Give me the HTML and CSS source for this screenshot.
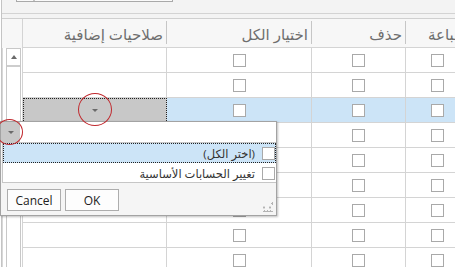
FILE: index.html
```html
<!DOCTYPE html>
<html lang="ar">
<head>
  <meta charset="UTF-8" />
  <title>صلاحيات المستخدم</title>
  <link rel="stylesheet" href="styles.css">
</head>
<body>
  <div class="editor">
    <div class="toolbar">
      <div class="search"><span class="search-btn"></span></div>
    </div>

    <div class="grid">
      <div class="side">
        <div class="side-head"></div>
        <div class="vscroll">
          <div class="vscroll-up"><span class="tri-up"></span></div>
        </div>
      </div>

      <div class="cols">
        <div class="row head">
          <div class="cell"><span class="rtl">صلاحيات إضافية</span></div>
          <div class="cell"><span class="rtl">اختيار الكل</span></div>
          <div class="cell"><span class="rtl">حذف</span></div>
          <div class="cell"><span class="rtl">طباعة</span></div>
        </div>
        <div class="row"><div class="cell"></div><div class="cell"><span class="check"></span></div><div class="cell"><span class="check"></span></div><div class="cell"><span class="check"></span></div></div>
        <div class="row"><div class="cell"></div><div class="cell"><span class="check"></span></div><div class="cell"><span class="check"></span></div><div class="cell"><span class="check"></span></div></div>
        <div class="row sel"><div class="cell drop"><span class="tri-down"></span></div><div class="cell"><span class="check"></span></div><div class="cell"><span class="check"></span></div><div class="cell"><span class="check"></span></div></div>
        <div class="row"><div class="cell"></div><div class="cell"><span class="check"></span></div><div class="cell"><span class="check"></span></div><div class="cell"><span class="check"></span></div></div>
        <div class="row"><div class="cell"></div><div class="cell"><span class="check"></span></div><div class="cell"><span class="check"></span></div><div class="cell"><span class="check"></span></div></div>
        <div class="row"><div class="cell"></div><div class="cell"><span class="check"></span></div><div class="cell"><span class="check"></span></div><div class="cell"><span class="check"></span></div></div>
        <div class="row"><div class="cell"></div><div class="cell"><span class="check"></span></div><div class="cell"><span class="check"></span></div><div class="cell"><span class="check"></span></div></div>
        <div class="row"><div class="cell"></div><div class="cell"><span class="check"></span></div><div class="cell"><span class="check"></span></div><div class="cell"><span class="check"></span></div></div>
        <div class="row"><div class="cell"></div><div class="cell"><span class="check"></span></div><div class="cell"><span class="check"></span></div><div class="cell"><span class="check"></span></div></div>
      </div>
    </div>

    <!-- filter dropdown of the first column -->
    <div class="popup">
      <div class="pop-edit">
        <div class="pop-btn"><span class="tri-down"></span></div>
      </div>
      <div class="pop-list">
        <div class="item sel"><span class="rtl">(اختر الكل)</span><span class="check"></span></div>
        <div class="item"><span class="rtl">تغيير الحسابات الأساسية</span><span class="check"></span></div>
      </div>
      <div class="pop-foot">
        <button class="btn">Cancel</button>
        <button class="btn">OK</button>
        <span class="grip"></span>
      </div>
    </div>

    <span class="mark mark-cell"></span>
    <span class="mark mark-btn"></span>
  </div>
</body>
</html>
```

FILE: styles.css
```css
* {
  box-sizing: border-box;
}

body {
  margin: 0;
  width: 455px;
  height: 267px;
  overflow: hidden;
  background: #fff;
  font-family: 'Segoe UI', 'Open Sans', 'DejaVu Sans', sans-serif;
}

.rtl {
  direction: rtl;
  white-space: nowrap;
}

.editor {
  position: relative;
  height: 267px;
  margin-left: 1px;
  border-left: 1px solid #c4c4c4;
  background: #f3f3f3;
}

/* top strip with the search box */
.toolbar {
  height: 14px;
  padding-left: 14px;
  border-bottom: 1px solid #d3d3d3;
}

.search {
  position: relative;
  width: 157px;
  height: 2px;
  background: #fafafa;
  border: 1px solid #a9a9a9;
  border-top: none;
}

.search-btn {
  position: absolute;
  left: 16px;
  top: 0;
  width: 2px;
  height: 1px;
  background: #c4c4c4;
}

/* grid */
.grid {
  display: flex;
  margin-top: 4px;
  border-top: 1px solid #cfcfcf;
  background: #fff;
}

.side {
  flex: none;
  width: 21px;
  border-right: 1px solid #d4d4d4;
  box-shadow: inset 1px 0 #d8d8d8;
}

.side-head {
  height: 29px;
  background: #f7f7f7;
}

.vscroll {
  width: 15px;
  height: 230px;
  margin-left: 4px;
  border: 1px solid #c8c8c8;
  background: #fff;
}

.vscroll-up {
  height: 18px;
  display: flex;
  align-items: center;
  justify-content: center;
  border-bottom: 2px solid #cdcdcd;
}

.tri-up {
  border-left: 3px solid transparent;
  border-right: 3px solid transparent;
  border-bottom: 4px solid #6a6a6a;
}

.tri-down {
  border-left: 3px solid transparent;
  border-right: 3px solid transparent;
  border-top: 3px solid #6a6a6a;
}

.cols {
  flex: 1;
  min-width: 0;
}

.row {
  display: grid;
  grid-template-columns: 144px 145px 94px 64px;
  height: 25px;
}

.cell {
  display: flex;
  align-items: center;
  justify-content: center;
  border-right: 1px solid #d4d4d4;
  border-bottom: 1px solid #d4d4d4;
}

.head {
  height: 29px;
  background: #f7f7f7;
}

.head .cell {
  position: relative;
  justify-content: flex-end;
  padding: 1px 4px 0 0;
  border-right: none;
  font-size: 15px;
  color: #6e6e6e;
}

.head .cell::after {
  content: '';
  position: absolute;
  right: 0;
  top: 2px;
  width: 1px;
  height: 23px;
  background: #c6c6c6;
}

.row.sel .cell {
  background: #cce4f7;
}

.row.sel .cell.drop {
  background: #c8c8c8;
  outline: 1px dotted #222;
  outline-offset: -1px;
}

.check {
  display: inline-block;
  width: 13px;
  height: 13px;
  border: 1px solid #a9a9a9;
  background: #fff;
}

/* filter popup */
.popup {
  position: absolute;
  left: -2px;
  top: 121px;
  width: 277px;
  height: 95px;
  display: flex;
  flex-direction: column;
  background: #f5f5f5;
  border: 1px solid #a3a3a3;
  box-shadow: 1px 1px 2px rgba(0, 0, 0, 0.25);
}

.pop-edit {
  height: 20px;
  display: flex;
  background: #fff;
}

.pop-btn {
  width: 19px;
  display: flex;
  align-items: center;
  justify-content: center;
  background: #c8c8c8;
}

.pop-list {
  margin-left: 1px;
  height: 41px;
  border: 1px solid #c6c6c6;
  border-right: none;
  background: #fff;
}

.item {
  height: 20px;
  display: flex;
  align-items: center;
  justify-content: flex-end;
  gap: 7px;
  padding-right: 1px;
  font-size: 11.5px;
  color: #333;
}

.item.sel {
  background: #cce4f7;
  outline: 1px dotted #222;
  outline-offset: -1px;
}

.pop-foot {
  position: relative;
  flex: 1;
  display: flex;
  align-items: flex-start;
  gap: 4px;
  padding: 6px 0 0 6px;
}

.btn {
  width: 54px;
  height: 22px;
  padding: 0;
  font-family: inherit;
  font-size: 12px;
  color: #222;
  background: #fdfdfd;
  border: 1px solid #adadad;
}

.grip {
  position: absolute;
  right: 3px;
  bottom: 3px;
  width: 10px;
  height: 10px;
  background:
    radial-gradient(circle, #b4b4b4 1px, transparent 1.2px) 8px 0 / 3px 3px no-repeat,
    radial-gradient(circle, #b4b4b4 1px, transparent 1.2px) 4px 4px / 6px 3px repeat-x,
    radial-gradient(circle, #b4b4b4 1px, transparent 1.2px) 0 8px / 3px 3px repeat-x;
}

/* red annotation circles */
.mark {
  position: absolute;
  border: 1px solid #c0282d;
  border-radius: 50%;
}

.mark-cell {
  left: 76px;
  top: 93px;
  width: 34px;
  height: 33px;
}

.mark-btn {
  left: -6px;
  top: 119px;
  width: 27px;
  height: 26px;
}
```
+++
(WHAT IS EXPECTED): Without the pictures, print the whole listing exactly as given.

(RESPONSE TO THIS TASK):
Give me the HTML and CSS source for this screenshot.
FILE: index.html
```html
<!DOCTYPE html>
<html lang="ar">
<head>
  <meta charset="UTF-8" />
  <title>صلاحيات المستخدم</title>
  <link rel="stylesheet" href="styles.css">
</head>
<body>
  <div class="editor">
    <div class="toolbar">
      <div class="search"><span class="search-btn"></span></div>
    </div>

    <div class="grid">
      <div class="side">
        <div class="side-head"></div>
        <div class="vscroll">
          <div class="vscroll-up"><span class="tri-up"></span></div>
        </div>
      </div>

      <div class="cols">
        <div class="row head">
          <div class="cell"><span class="rtl">صلاحيات إضافية</span></div>
          <div class="cell"><span class="rtl">اختيار الكل</span></div>
          <div class="cell"><span class="rtl">حذف</span></div>
          <div class="cell"><span class="rtl">طباعة</span></div>
        </div>
        <div class="row"><div class="cell"></div><div class="cell"><span class="check"></span></div><div class="cell"><span class="check"></span></div><div class="cell"><span class="check"></span></div></div>
        <div class="row"><div class="cell"></div><div class="cell"><span class="check"></span></div><div class="cell"><span class="check"></span></div><div class="cell"><span class="check"></span></div></div>
        <div class="row sel"><div class="cell drop"><span class="tri-down"></span></div><div class="cell"><span class="check"></span></div><div class="cell"><span class="check"></span></div><div class="cell"><span class="check"></span></div></div>
        <div class="row"><div class="cell"></div><div class="cell"><span class="check"></span></div><div class="cell"><span class="check"></span></div><div class="cell"><span class="check"></span></div></div>
        <div class="row"><div class="cell"></div><div class="cell"><span class="check"></span></div><div class="cell"><span class="check"></span></div><div class="cell"><span class="check"></span></div></div>
        <div class="row"><div class="cell"></div><div class="cell"><span class="check"></span></div><div class="cell"><span class="check"></span></div><div class="cell"><span class="check"></span></div></div>
        <div class="row"><div class="cell"></div><div class="cell"><span class="check"></span></div><div class="cell"><span class="check"></span></div><div class="cell"><span class="check"></span></div></div>
        <div class="row"><div class="cell"></div><div class="cell"><span class="check"></span></div><div class="cell"><span class="check"></span></div><div class="cell"><span class="check"></span></div></div>
        <div class="row"><div class="cell"></div><div class="cell"><span class="check"></span></div><div class="cell"><span class="check"></span></div><div class="cell"><span class="check"></span></div></div>
      </div>
    </div>

    <!-- filter dropdown of the first column -->
    <div class="popup">
      <div class="pop-edit">
        <div class="pop-btn"><span class="tri-down"></span></div>
      </div>
      <div class="pop-list">
        <div class="item sel"><span class="rtl">(اختر الكل)</span><span class="check"></span></div>
        <div class="item"><span class="rtl">تغيير الحسابات الأساسية</span><span class="check"></span></div>
      </div>
      <div class="pop-foot">
        <button class="btn">Cancel</button>
        <button class="btn">OK</button>
        <span class="grip"></span>
      </div>
    </div>

    <span class="mark mark-cell"></span>
    <span class="mark mark-btn"></span>
  </div>
</body>
</html>
```

FILE: styles.css
```css
* {
  box-sizing: border-box;
}

body {
  margin: 0;
  width: 455px;
  height: 267px;
  overflow: hidden;
  background: #fff;
  font-family: 'Segoe UI', 'Open Sans', 'DejaVu Sans', sans-serif;
}

.rtl {
  direction: rtl;
  white-space: nowrap;
}

.editor {
  position: relative;
  height: 267px;
  margin-left: 1px;
  border-left: 1px solid #c4c4c4;
  background: #f3f3f3;
}

/* top strip with the search box */
.toolbar {
  height: 14px;
  padding-left: 14px;
  border-bottom: 1px solid #d3d3d3;
}

.search {
  position: relative;
  width: 157px;
  height: 2px;
  background: #fafafa;
  border: 1px solid #a9a9a9;
  border-top: none;
}

.search-btn {
  position: absolute;
  left: 16px;
  top: 0;
  width: 2px;
  height: 1px;
  background: #c4c4c4;
}

/* grid */
.grid {
  display: flex;
  margin-top: 4px;
  border-top: 1px solid #cfcfcf;
  background: #fff;
}

.side {
  flex: none;
  width: 21px;
  border-right: 1px solid #d4d4d4;
  box-shadow: inset 1px 0 #d8d8d8;
}

.side-head {
  height: 29px;
  background: #f7f7f7;
}

.vscroll {
  width: 15px;
  height: 230px;
  margin-left: 4px;
  border: 1px solid #c8c8c8;
  background: #fff;
}

.vscroll-up {
  height: 18px;
  display: flex;
  align-items: center;
  justify-content: center;
  border-bottom: 2px solid #cdcdcd;
}

.tri-up {
  border-left: 3px solid transparent;
  border-right: 3px solid transparent;
  border-bottom: 4px solid #6a6a6a;
}

.tri-down {
  border-left: 3px solid transparent;
  border-right: 3px solid transparent;
  border-top: 3px solid #6a6a6a;
}

.cols {
  flex: 1;
  min-width: 0;
}

.row {
  display: grid;
  grid-template-columns: 144px 145px 94px 64px;
  height: 25px;
}

.cell {
  display: flex;
  align-items: center;
  justify-content: center;
  border-right: 1px solid #d4d4d4;
  border-bottom: 1px solid #d4d4d4;
}

.head {
  height: 29px;
  background: #f7f7f7;
}

.head .cell {
  position: relative;
  justify-content: flex-end;
  padding: 1px 4px 0 0;
  border-right: none;
  font-size: 15px;
  color: #6e6e6e;
}

.head .cell::after {
  content: '';
  position: absolute;
  right: 0;
  top: 2px;
  width: 1px;
  height: 23px;
  background: #c6c6c6;
}

.row.sel .cell {
  background: #cce4f7;
}

.row.sel .cell.drop {
  background: #c8c8c8;
  outline: 1px dotted #222;
  outline-offset: -1px;
}

.check {
  display: inline-block;
  width: 13px;
  height: 13px;
  border: 1px solid #a9a9a9;
  background: #fff;
}

/* filter popup */
.popup {
  position: absolute;
  left: -2px;
  top: 121px;
  width: 277px;
  height: 95px;
  display: flex;
  flex-direction: column;
  background: #f5f5f5;
  border: 1px solid #a3a3a3;
  box-shadow: 1px 1px 2px rgba(0, 0, 0, 0.25);
}

.pop-edit {
  height: 20px;
  display: flex;
  background: #fff;
}

.pop-btn {
  width: 19px;
  display: flex;
  align-items: center;
  justify-content: center;
  background: #c8c8c8;
}

.pop-list {
  margin-left: 1px;
  height: 41px;
  border: 1px solid #c6c6c6;
  border-right: none;
  background: #fff;
}

.item {
  height: 20px;
  display: flex;
  align-items: center;
  justify-content: flex-end;
  gap: 7px;
  padding-right: 1px;
  font-size: 11.5px;
  color: #333;
}

.item.sel {
  background: #cce4f7;
  outline: 1px dotted #222;
  outline-offset: -1px;
}

.pop-foot {
  position: relative;
  flex: 1;
  display: flex;
  align-items: flex-start;
  gap: 4px;
  padding: 6px 0 0 6px;
}

.btn {
  width: 54px;
  height: 22px;
  padding: 0;
  font-family: inherit;
  font-size: 12px;
  color: #222;
  background: #fdfdfd;
  border: 1px solid #adadad;
}

.grip {
  position: absolute;
  right: 3px;
  bottom: 3px;
  width: 10px;
  height: 10px;
  background:
    radial-gradient(circle, #b4b4b4 1px, transparent 1.2px) 8px 0 / 3px 3px no-repeat,
    radial-gradient(circle, #b4b4b4 1px, transparent 1.2px) 4px 4px / 6px 3px repeat-x,
    radial-gradient(circle, #b4b4b4 1px, transparent 1.2px) 0 8px / 3px 3px repeat-x;
}

/* red annotation circles */
.mark {
  position: absolute;
  border: 1px solid #c0282d;
  border-radius: 50%;
}

.mark-cell {
  left: 76px;
  top: 93px;
  width: 34px;
  height: 33px;
}

.mark-btn {
  left: -6px;
  top: 119px;
  width: 27px;
  height: 26px;
}
```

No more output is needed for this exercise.